É por isso que, no momento em que ele retorna a Nova York, a gente fica em dúvida se o que vem à tela não são os devaneios alucinógenos de Noo-dles. O que ele encontra em sua volta é um cenário em que a própria realidade parece alucinar para cumprir os seus desígnios mais malignos.

Noodles reencontra Max, que se tornou um político detentor de imenso poder e muito dinheiro. Morando num palácio de luxo e ostentação, Max virou dono de tudo o que queria roubar na juventude e seguiu acumulando, acumulando, a ponto de roubar até mesmo a namorada de seu antigo comparsa de juventude. Sua fortuna só não cresceu mais que seu desejo de roubar mais. Max é a imagem em alta definição do homem de sucesso que aparece em capas de revista.

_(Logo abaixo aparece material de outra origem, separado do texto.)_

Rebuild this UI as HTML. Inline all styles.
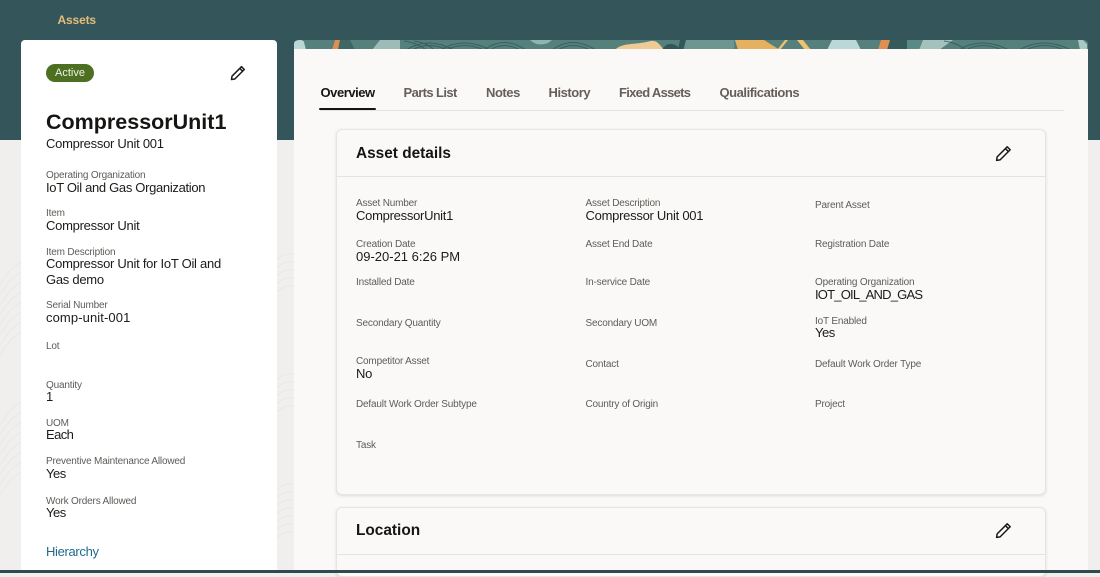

Com esse filme notável, inesquecível, deslumbrante e aterrador – com o perdão do uso excessivo de adjetivos –, Sergio Leone propõe uma síntese original, terrível e cruel da política. Em Era uma vez na América, a política é a continuação do crime por outros meios: os meios lícitos, oficiais e refinados – ao que sigo me desculpando pela adjetivação prolixa. A política seria, enfim, o crime que se perpetra por meio da lei. Nada mais simples, nada mais óbvio. Você quer assaltar o banco central? Ora, elementar, basta virar secretário de Estado (quem quiser que veja ou reveja Era uma vez na América e tire a prova por si mesmo).

Mas ainda me falta falar da guilhotina (não sei onde estava com a cabeça quando deixei escapar aquela epígrafe lá em cima). É que temos visto muitas cabeças rolarem, cabeças descabeçadas. Pois se a política corresponde mesmo ao que sugere Sergio Leone, também os inventores da lâmina fria, da qual tanto se vangloriaram, terão seus dias de pescoço. Protagonistas, antagonistas, coadjuvantes, figurantes. Não vai sobrar ninguém. Ao que a palavra terror surge de novo. O terror é assim, a gente não sabe como termina.